Simple vs. Complex Carbs
Not all carbohydrates behave the same way once you eat them. Simple carbohydrates, made of one or two sugar molecules, are absorbed quickly and cause a rapid rise in blood sugar and insulin. Table sugar, fruit juice, and candy fall into this category. Complex carbohydrates contain three or more sugar molecules bonded in longer chains. They take longer to digest and produce a more gradual increase in blood sugar. Whole grains, legumes, and starchy vegetables are typical examples.
This distinction matters because the speed at which carbs hit your bloodstream affects energy levels, hunger, and long-term metabolic health. A concept called glycemic load captures this well. Unlike the glycemic index, which only measures how quickly a food raises blood sugar, glycemic load also factors in how much carbohydrate a typical serving contains. This gives a more realistic picture of what actually happens after you eat. Watermelon, for instance, has a high glycemic index but a low glycemic load because a normal serving contains relatively little sugar.
How Much You Need
The Dietary Reference Intake for carbohydrates is 130 grams per day for adults, which represents the minimum amount needed to supply enough glucose for the brain. Most people eat well above this.
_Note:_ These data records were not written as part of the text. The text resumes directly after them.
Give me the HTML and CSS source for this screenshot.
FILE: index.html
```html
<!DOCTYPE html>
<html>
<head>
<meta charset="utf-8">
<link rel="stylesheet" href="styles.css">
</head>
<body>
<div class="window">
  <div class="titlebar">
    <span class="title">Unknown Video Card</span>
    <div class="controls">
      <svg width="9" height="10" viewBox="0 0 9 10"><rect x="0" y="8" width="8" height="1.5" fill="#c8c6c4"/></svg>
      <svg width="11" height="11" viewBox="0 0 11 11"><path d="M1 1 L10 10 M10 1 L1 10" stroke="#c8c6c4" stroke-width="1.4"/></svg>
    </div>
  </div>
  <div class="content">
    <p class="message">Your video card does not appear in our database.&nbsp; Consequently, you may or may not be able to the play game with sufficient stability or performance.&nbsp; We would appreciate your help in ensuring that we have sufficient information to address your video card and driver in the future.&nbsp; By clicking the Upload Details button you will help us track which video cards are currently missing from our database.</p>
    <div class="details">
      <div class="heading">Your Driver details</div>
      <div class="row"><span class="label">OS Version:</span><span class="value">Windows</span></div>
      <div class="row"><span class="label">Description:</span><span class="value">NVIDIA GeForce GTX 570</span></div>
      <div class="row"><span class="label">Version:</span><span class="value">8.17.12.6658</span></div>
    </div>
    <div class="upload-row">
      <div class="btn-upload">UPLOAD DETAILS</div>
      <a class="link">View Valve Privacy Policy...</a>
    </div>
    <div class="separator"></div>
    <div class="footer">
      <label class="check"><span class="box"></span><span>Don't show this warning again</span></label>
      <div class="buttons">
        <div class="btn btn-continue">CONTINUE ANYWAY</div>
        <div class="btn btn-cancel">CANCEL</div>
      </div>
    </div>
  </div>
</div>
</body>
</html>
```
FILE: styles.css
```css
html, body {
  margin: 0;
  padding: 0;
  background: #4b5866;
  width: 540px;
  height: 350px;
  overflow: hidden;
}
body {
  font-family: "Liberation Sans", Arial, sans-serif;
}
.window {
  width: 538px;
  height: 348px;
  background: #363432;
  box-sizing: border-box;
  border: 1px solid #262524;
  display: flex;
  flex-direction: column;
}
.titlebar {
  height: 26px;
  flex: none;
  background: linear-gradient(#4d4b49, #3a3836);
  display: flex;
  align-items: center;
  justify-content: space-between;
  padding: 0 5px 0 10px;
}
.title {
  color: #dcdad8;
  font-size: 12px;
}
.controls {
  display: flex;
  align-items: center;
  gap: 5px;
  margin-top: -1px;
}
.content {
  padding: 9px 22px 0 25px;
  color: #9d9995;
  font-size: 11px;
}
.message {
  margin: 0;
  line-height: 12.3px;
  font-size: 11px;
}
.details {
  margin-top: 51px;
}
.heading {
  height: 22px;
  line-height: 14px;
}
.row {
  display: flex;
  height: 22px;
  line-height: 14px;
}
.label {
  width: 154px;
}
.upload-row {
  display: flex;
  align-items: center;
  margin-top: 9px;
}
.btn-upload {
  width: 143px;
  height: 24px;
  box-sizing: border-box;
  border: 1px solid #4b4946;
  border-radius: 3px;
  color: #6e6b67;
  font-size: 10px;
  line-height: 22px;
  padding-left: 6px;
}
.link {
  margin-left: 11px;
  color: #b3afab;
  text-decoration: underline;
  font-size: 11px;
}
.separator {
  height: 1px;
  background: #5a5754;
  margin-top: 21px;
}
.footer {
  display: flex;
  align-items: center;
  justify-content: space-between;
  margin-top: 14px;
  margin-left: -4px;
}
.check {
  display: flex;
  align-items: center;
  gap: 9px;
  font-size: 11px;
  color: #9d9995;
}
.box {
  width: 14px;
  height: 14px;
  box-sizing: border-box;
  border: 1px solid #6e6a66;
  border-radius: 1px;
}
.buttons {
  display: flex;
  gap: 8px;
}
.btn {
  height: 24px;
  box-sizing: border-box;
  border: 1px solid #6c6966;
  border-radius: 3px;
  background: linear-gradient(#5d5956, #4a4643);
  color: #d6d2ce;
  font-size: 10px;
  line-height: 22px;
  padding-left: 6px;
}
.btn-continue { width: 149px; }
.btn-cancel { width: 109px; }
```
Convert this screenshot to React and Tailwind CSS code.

The Dietary Guidelines for Americans recommend that 45 to 65% of total daily calories come from carbohydrates, with a fiber target of 14 grams per 1,000 calories consumed.
At the other end of the spectrum, ketogenic diets restrict carbohydrates to fewer than 50 grams per day, sometimes as low as 20 grams. At that level, the body shifts to burning fat and producing ketones as an alternative energy source. This can be effective for certain goals, but it’s a deliberate metabolic trade-off. Your body adapts, though the transition period often comes with fatigue, irritability, and reduced exercise performance until ketone production ramps up.
For most people, the practical takeaway is straightforward: prioritize complex carbohydrates and fiber-rich foods over refined sugars. The source of your carbs matters at least as much as the amount. A bowl of lentils and a can of soda might contain similar grams of carbohydrate, but the lentils deliver slow-release energy, fiber, and a gentler blood sugar response, while the soda delivers a spike and a crash.